▼

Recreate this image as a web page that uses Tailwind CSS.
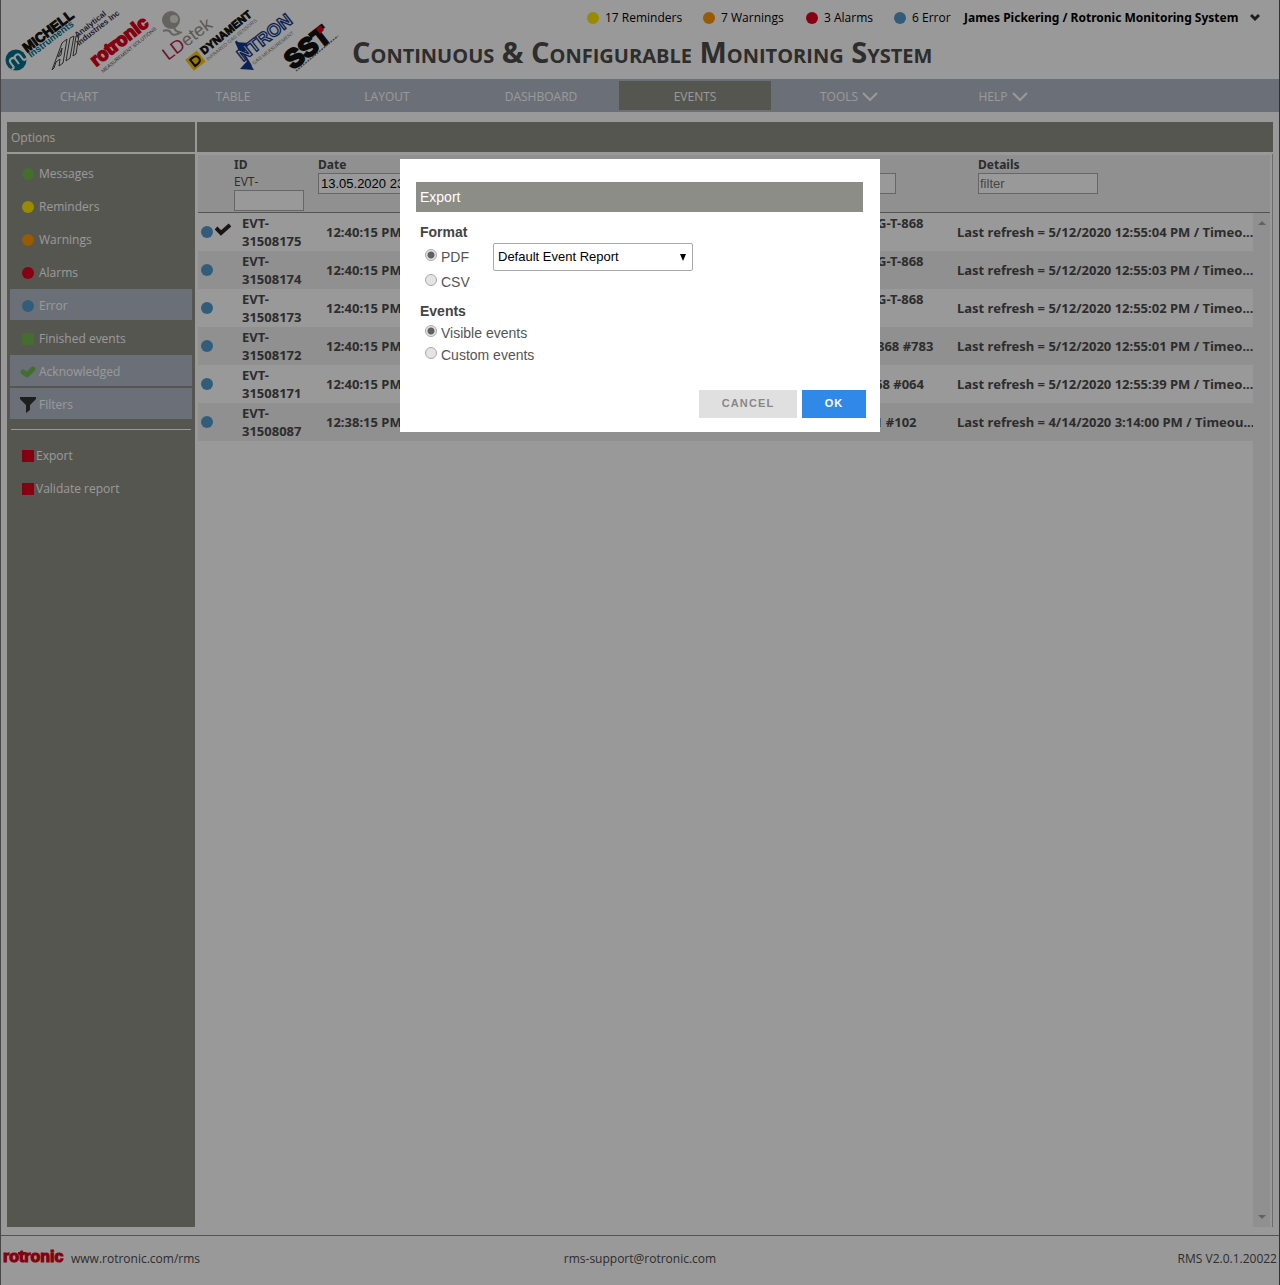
<!DOCTYPE html>
<html lang="en">
<head>
<meta charset="utf-8">
<meta name="viewport" content="width=device-width, initial-scale=1">
<title>Continuous &amp; Configurable Monitoring System</title>
<script src="https://cdn.jsdelivr.net/npm/@tailwindcss/browser@4"></script>
</head>
<body class="bg-white font-['Open_Sans',sans-serif] text-xs text-[#4c4c4c]">
<div class="flex min-h-screen flex-col border-x border-l-[#777777] border-r-[#2f5b85]">

  <header class="flex h-[79px] items-start">
    <svg class="h-[79px] w-[344px] shrink-0" viewBox="1 0 344 79" role="img" aria-label="Group company logos" font-family="'Liberation Sans',sans-serif">
      <!-- Michell Instruments -->
      <circle cx="16" cy="60" r="10.5" fill="#00708c"/>
      <g transform="translate(16 60) rotate(-37)"><path d="M-6 5V-1q0-3 3-3t3 3V5M0-1q0-3 3-3t3 3V5M-9 5h3M6 5h3" fill="none" stroke="#fff" stroke-width="2"/></g>
      <g font-weight="700">
        <text transform="translate(27 53) rotate(-37)" font-size="13.5" fill="#111" stroke="#111" stroke-width="1">MICHELL</text>
        <text transform="translate(31 58) rotate(-37)" font-size="9.5" fill="#00708c">Instruments</text>
        <!-- Analytical Industries -->
        <text transform="translate(77 38) rotate(-38)" font-size="8" fill="#33334e">Analytical</text>
        <text transform="translate(79 46) rotate(-38)" font-size="8" fill="#33334e">Industries Inc</text>
      </g>
      <path d="M52 70 62 43l5-4-4 24-4 3 1-7-4 3-2 6zM58 57l3-2 1-7zM66 61l4-23 4-2-4 22zM73 56l3-20 3-1-3 19z" fill="none" stroke="#444" stroke-width="1"/>
      <!-- Rotronic -->
      <text transform="translate(96 67) rotate(-38)" font-size="18" font-weight="700" fill="#e0001b" stroke="#e0001b" stroke-width="1.6">rotronic</text>
      <path d="m105 48 13-9" stroke="#e0001b" stroke-width="3"/>
      <text transform="translate(103 73) rotate(-39)" font-size="5" fill="#444">MEASUREMENT SOLUTIONS</text>
      <!-- LDetek -->
      <circle cx="171" cy="20" r="9" fill="#a9a59c"/>
      <circle cx="174" cy="19" r="4" fill="#e4e2dc"/>
      <path d="M163 31q6-2 8 2t11-1M174 27q1 5 6 5" fill="none" stroke="#a9a59c" stroke-width="2"/>
      <text transform="translate(168 61) rotate(-37)" font-size="18" fill="#b51c50">LD<tspan fill="#999288">etek</tspan></text>
      <!-- Dynament -->
      <g transform="translate(195 61) rotate(-39)">
        <path d="M-7-7H8V7H-7z" fill="#ffc800"/>
        <path d="M-3-4H0q5 0 5 4t-5 4H-3z" fill="none" stroke="#111" stroke-width="2"/>
      </g>
      <text transform="translate(204 55) rotate(-39)" font-size="11" font-weight="700" fill="#111" stroke="#111" stroke-width=".8">DYNAMENT</text>
      <text transform="translate(208 61) rotate(-39)" font-size="5" fill="#888">INFRARED GAS SENSORS</text>
      <!-- Ntron -->
      <path d="m235 42 14 1-7 15zM240 69l8-9 6 10z" fill="#163a8c"/>
      <path d="M236 41 251 66" stroke="#163a8c" stroke-width="2"/>
      <text transform="translate(243 62) rotate(-38)" font-size="18" font-weight="700" fill="#fff" stroke="#163a8c" stroke-width="1.3">NTRON</text>
      <text transform="translate(254 65) rotate(-38)" font-size="5" fill="#777">GAS MEASUREMENT</text>
      <!-- SST -->
      <text transform="translate(293 70) rotate(-38)" font-size="26" font-weight="700" fill="#111" stroke="#111" stroke-width="2.4">SST</text>
      <path d="m320 25 4 5-4 4-4-5z" fill="#e0001b"/>
      <path d="m296 71 42-35" stroke="#777" stroke-width="1.5" stroke-dasharray="2 1"/>
    </svg>
    <div class="flex min-w-0 flex-1 flex-col">
      <div class="flex h-9 items-center justify-end pr-[19px] whitespace-nowrap text-black">
        <a href="#" class="flex w-[116px] items-center gap-1.5"><span class="size-3 rounded-full bg-[#ffe600]"></span>17 Reminders</a>
        <a href="#" class="flex w-[103px] items-center gap-1.5"><span class="size-3 rounded-full bg-[#ff9600]"></span>7 Warnings</a>
        <a href="#" class="flex w-[88px] items-center gap-1.5"><span class="size-3 rounded-full bg-[#e2001d]"></span>3 Alarms</a>
        <a href="#" class="flex w-[70px] items-center gap-1.5"><span class="size-3 rounded-full bg-[#529ccd]"></span>6 Error</a>
        <button class="flex w-[296px] items-center justify-between font-['Noto_Sans',sans-serif] font-bold">James Pickering / Rotronic Monitoring System
          <svg class="size-2.5" viewBox="0 0 10 10" fill="none" stroke="#333" stroke-width="3"><path d="m1 2 4 4 4-4"/></svg>
        </button>
      </div>
      <h1 class="pl-[7px] text-[29px] leading-8 font-bold whitespace-nowrap text-[#4c4c4c] [font-variant:small-caps]">Continuous &amp; Configurable Monitoring System</h1>
    </div>
  </header>

  <nav class="flex h-[33px] gap-0.5 bg-[#b2bbc8] px-0.5 pt-0.5 text-white">
    <a href="#" class="flex h-[29px] w-[152px] items-center justify-center pt-0.5">CHART</a>
    <a href="#" class="flex h-[29px] w-[152px] items-center justify-center pt-0.5">TABLE</a>
    <a href="#" class="flex h-[29px] w-[152px] items-center justify-center pt-0.5">LAYOUT</a>
    <a href="#" class="flex h-[29px] w-[152px] items-center justify-center pt-0.5">DASHBOARD</a>
    <a href="#" class="flex h-[29px] w-[152px] items-center justify-center bg-[#8e8f86] pt-0.5">EVENTS</a>
    <a href="#" class="flex h-[29px] w-[152px] items-center justify-center gap-1 pt-0.5">TOOLS <svg class="h-4 w-4" viewBox="0 0 16 16" fill="none" stroke="#fff" stroke-width="2"><path d="m1 4 7 7 7-7"/></svg></a>
    <a href="#" class="flex h-[29px] w-[152px] items-center justify-center gap-1 pt-0.5">HELP <svg class="h-4 w-4" viewBox="0 0 16 16" fill="none" stroke="#fff" stroke-width="2"><path d="m1 4 7 7 7-7"/></svg></a>
  </nav>

  <div class="flex flex-1 gap-0.5 px-1.5 pt-2.5 pb-2">
    <aside class="flex w-[188px] shrink-0 flex-col gap-0.5 text-white">
      <h2 class="flex h-[30px] items-center bg-[#8e8f86] pt-0.5 pl-1">Options</h2>
      <div class="flex flex-1 flex-col gap-0.5 bg-[#8e8f86] px-[3px] pt-[3px]">
        <a href="#" class="flex h-[31px] items-center gap-[5px] pt-[3px] pl-3"><span class="size-3 rounded-full bg-[#71b750]"></span>Messages</a>
        <a href="#" class="flex h-[31px] items-center gap-[5px] pt-[3px] pl-3"><span class="size-3 rounded-full bg-[#ffe600]"></span>Reminders</a>
        <a href="#" class="flex h-[31px] items-center gap-[5px] pt-[3px] pl-3"><span class="size-3 rounded-full bg-[#ff9600]"></span>Warnings</a>
        <a href="#" class="flex h-[31px] items-center gap-[5px] pt-[3px] pl-3"><span class="size-3 rounded-full bg-[#e2001d]"></span>Alarms</a>
        <a href="#" class="flex h-[31px] items-center gap-[5px] bg-[#b2bbc8] pt-[3px] pl-3"><span class="size-3 rounded-full bg-[#529ccd]"></span>Error</a>
        <a href="#" class="flex h-[31px] items-center gap-[5px] pt-[3px] pl-3"><span class="size-3 bg-[#71b750]"></span>Finished events</a>
        <a href="#" class="flex h-[31px] items-center gap-[3px] bg-[#b2bbc8] pt-[3px] pl-2.5"><svg class="size-4" viewBox="0 0 16 16" fill="none" stroke="#71b750" stroke-width="5" stroke-linecap="round" stroke-linejoin="round"><path d="m3 8 4 3 6-6"/></svg>Acknowledged</a>
        <a href="#" class="flex h-[31px] items-center gap-[3px] bg-[#b2bbc8] pt-[3px] pl-2.5"><svg class="size-4" viewBox="0 0 16 16" fill="#333"><path d="M0 0h16v2l-6 6v5l-4 3V8L0 2z"/></svg>Filters</a>
        <hr class="mx-px mt-2 mb-1 border-white">
        <a href="#" class="mt-1 flex h-[31px] items-center gap-0.5 pl-3"><span class="size-3 bg-[#e2001d]"></span>Export</a>
        <a href="#" class="flex h-[31px] items-center gap-0.5 pl-3"><span class="size-3 bg-[#e2001d]"></span>Validate report</a>
      </div>
    </aside>

    <main class="flex min-w-0 flex-1 flex-col gap-0.5">
      <div class="h-[30px] bg-[#8e8f86]"></div>
      <div class="flex flex-1 flex-col border-r border-[#b5b5b5] pt-px pr-0.5 pl-px font-['Noto_Sans',sans-serif]">
        <table class="w-full table-fixed bg-[#f0f0f0] text-left">
          <colgroup><col class="w-9"><col class="w-[84px]"><col class="w-[458px]"><col class="w-[202px]"><col></colgroup>
          <thead>
            <tr class="h-[57px] border-b border-[#8b8b8b] align-top">
              <td></td>
              <th class="pt-0.5 leading-4"><label for="fid" class="block">ID<span class="block font-['Open_Sans',sans-serif] leading-[18px] font-normal">EVT-</span></label><input id="fid" class="-mt-px block h-[21px] w-[70px] border border-[#aaaaaa] bg-white px-0.5"></th>
              <th class="pt-0.5 leading-4"><label for="fdate" class="block">Date</label><input id="fdate" value="13.05.2020 23" class="block h-[21px] w-[120px] border border-[#aaaaaa] bg-white px-0.5 font-['Liberation_Sans',sans-serif] text-[13px] font-normal text-black"></th>
              <th class="pt-[18px]"><input aria-label="Device filter" class="block h-[21px] w-[120px] border border-[#aaaaaa] bg-white"></th>
              <th class="pt-0.5 leading-4"><label for="fdet" class="block">Details</label><input id="fdet" placeholder="filter" class="block h-[21px] w-[120px] border border-[#aaaaaa] bg-white px-px font-['Liberation_Sans',sans-serif] text-[13px] font-normal placeholder:text-[#757575]"></th>
            </tr>
          </thead>
        </table>
        <div class="flex flex-1">
          <div class="min-w-0 flex-1">
            <table class="w-full table-fixed text-left text-[13px] leading-[18px] font-bold">
              <colgroup><col class="w-9"><col class="w-[84px]"><col class="w-[551px]"><col class="w-20"><col></colgroup>
              <tbody>
                <tr class="h-[38px]">
                  <td class="pl-[3px]"><span class="flex items-center gap-0.5"><span class="size-3 rounded-full bg-[#529ccd]"></span><svg class="size-4 -translate-y-1" viewBox="0 0 16 16" fill="none" stroke="#2a2424" stroke-width="4"><path d="m1 8 5 5 9-8"/></svg></span></td>
                  <td class="pl-2">EVT-<br>31508175</td><td class="pl-2">12:40:15 PM</td><td class="pt-px pl-2 align-top whitespace-nowrap">G-T-868</td><td class="pl-2 whitespace-nowrap">Last refresh = 5/12/2020 12:55:04 PM / Timeo...</td>
                </tr>
                <tr class="h-[38px] bg-[#f0f0f0]">
                  <td class="pl-[3px]"><span class="block size-3 rounded-full bg-[#529ccd]"></span></td>
                  <td class="pl-2">EVT-<br>31508174</td><td class="pl-2">12:40:15 PM</td><td class="pt-px pl-2 align-top whitespace-nowrap">G-T-868</td><td class="pl-2 whitespace-nowrap">Last refresh = 5/12/2020 12:55:03 PM / Timeo...</td>
                </tr>
                <tr class="h-[38px]">
                  <td class="pl-[3px]"><span class="block size-3 rounded-full bg-[#529ccd]"></span></td>
                  <td class="pl-2">EVT-<br>31508173</td><td class="pl-2">12:40:15 PM</td><td class="pt-px pl-2 align-top whitespace-nowrap">G-T-868</td><td class="pl-2 whitespace-nowrap">Last refresh = 5/12/2020 12:55:02 PM / Timeo...</td>
                </tr>
                <tr class="h-[38px] bg-[#f0f0f0]">
                  <td class="pl-[3px]"><span class="block size-3 rounded-full bg-[#529ccd]"></span></td>
                  <td class="pl-2">EVT-<br>31508172</td><td class="pl-2">12:40:15 PM</td><td class="pl-2 whitespace-nowrap">868 #783</td><td class="pl-2 whitespace-nowrap">Last refresh = 5/12/2020 12:55:01 PM / Timeo...</td>
                </tr>
                <tr class="h-[38px]">
                  <td class="pl-[3px]"><span class="block size-3 rounded-full bg-[#529ccd]"></span></td>
                  <td class="pl-2">EVT-<br>31508171</td><td class="pl-2">12:40:15 PM</td><td class="pl-1.5 whitespace-nowrap">68 #064</td><td class="pl-2 whitespace-nowrap">Last refresh = 5/12/2020 12:55:39 PM / Timeo...</td>
                </tr>
                <tr class="h-[38px] bg-[#f0f0f0]">
                  <td class="pl-[3px]"><span class="block size-3 rounded-full bg-[#529ccd]"></span></td>
                  <td class="pl-2">EVT-<br>31508087</td><td class="pl-2">12:38:15 PM</td><td class="pl-1.5 whitespace-nowrap">1 #102</td><td class="pl-2 whitespace-nowrap">Last refresh = 4/14/2020 3:14:00 PM / Timeou...</td>
                </tr>
              </tbody>
            </table>
          </div>
          <div class="flex w-[17px] flex-col items-center justify-between bg-[#f1f1f1] py-1.5" aria-hidden="true">
            <svg class="h-2 w-2" viewBox="0 0 8 8" fill="#a3a3a3"><path d="m0 6 4-4 4 4z"/></svg>
            <svg class="h-2 w-2" viewBox="0 0 8 8" fill="#a3a3a3"><path d="m0 2 4 4 4-4z"/></svg>
          </div>
        </div>
      </div>
    </main>
  </div>

  <footer class="grid h-[50px] grid-cols-3 items-center border-t border-[#8b8b8b] px-0.5 pb-1">
    <div class="flex items-center gap-[7px]">
      <svg class="-mt-1.5 h-5 w-[61px]" viewBox="0 0 61 20" role="img" aria-label="rotronic"><text x="0" y="16" font-family="'Liberation Sans',sans-serif" font-weight="700" font-size="16" fill="#e0001b" stroke="#e0001b" stroke-width="1.2">rotronic</text><path d="M15 7h8" stroke="#e0001b" stroke-width="2"/></svg>
      <a href="#">www.rotronic.com/rms</a>
    </div>
    <a href="#" class="text-center">rms-support@rotronic.com</a>
    <span class="text-right">RMS V2.0.1.20022</span>
  </footer>
</div>

<div class="fixed inset-0 flex items-start justify-center bg-black/40 pt-[159px]">
  <form role="dialog" aria-labelledby="dlg" class="flex h-[273px] w-[480px] flex-col bg-white pt-[23px] pr-3.5 pl-4 font-['Liberation_Sans',sans-serif] text-sm text-[#555555]">
    <h2 id="dlg" class="mr-[3px] flex h-[30px] items-center bg-[#8c8d86] pl-1 text-white">Export</h2>
    <fieldset class="pl-1">
      <legend class="pt-3 leading-4 font-bold text-[#444444]">Format</legend>
      <div class="mt-px flex h-8 items-center">
        <label class="flex w-[73px] items-center gap-1 pl-[5px]"><input type="radio" name="format" checked class="-mt-1 size-3 appearance-none rounded-full border border-[#aaaaaa] bg-[#e4e4e4] checked:bg-[radial-gradient(circle,#606060_3px,#e4e4e4_4px)]">PDF</label>
        <select aria-label="Report template" class="h-7 w-[200px] appearance-none rounded-xs border border-[#a9a9a9] bg-white px-1 text-[13px] text-black"><option>Default Event Report</option></select>
        <svg class="pointer-events-none -ml-3.5 size-2" viewBox="0 0 8 8"><path d="M1 1h6L4 8z"/></svg>
      </div>
      <label class="flex h-[18px] items-center gap-1 pl-[5px]"><input type="radio" name="format" class="-mt-1 size-3 appearance-none rounded-full border border-[#aaaaaa] bg-[#e4e4e4] checked:bg-[radial-gradient(circle,#606060_3px,#e4e4e4_4px)]">CSV</label>
    </fieldset>
    <fieldset class="pl-1">
      <legend class="pt-3 leading-4 font-bold text-[#444444]">Events</legend>
      <label class="mt-[3px] flex h-[22px] items-center gap-1 pl-[5px]"><input type="radio" name="events" checked class="-mt-1 size-3 appearance-none rounded-full border border-[#aaaaaa] bg-[#e4e4e4] checked:bg-[radial-gradient(circle,#606060_3px,#e4e4e4_4px)]">Visible events</label>
      <label class="flex h-[22px] items-center gap-1 pl-[5px]"><input type="radio" name="events" class="-mt-1 size-3 appearance-none rounded-full border border-[#aaaaaa] bg-[#e4e4e4] checked:bg-[radial-gradient(circle,#606060_3px,#e4e4e4_4px)]">Custom events</label>
    </fieldset>
    <div class="mt-auto mb-3.5 flex justify-end gap-[5px] text-[11px] tracking-widest">
      <button type="button" class="h-7 w-[98px] bg-[#e0e0e0] font-bold text-[#888888]">CANCEL</button>
      <button type="button" class="h-7 w-16 bg-[#3089e8] font-bold text-white">OK</button>
    </div>
  </form>
</div>
</body>
</html>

▲

— WRITTEN PROBLEM —
Write out the lines from the start of the material to the line with "min-h-screen flex-col border-x", inclusive and exactly. Skip the pictures.

— EXERCISE SOLUTION —
Recreate this image as a web page that uses Tailwind CSS.
<!DOCTYPE html>
<html lang="en">
<head>
<meta charset="utf-8">
<meta name="viewport" content="width=device-width, initial-scale=1">
<title>Continuous &amp; Configurable Monitoring System</title>
<script src="https://cdn.jsdelivr.net/npm/@tailwindcss/browser@4"></script>
</head>
<body class="bg-white font-['Open_Sans',sans-serif] text-xs text-[#4c4c4c]">
<div class="flex min-h-screen flex-col border-x border-l-[#777777] border-r-[#2f5b85]">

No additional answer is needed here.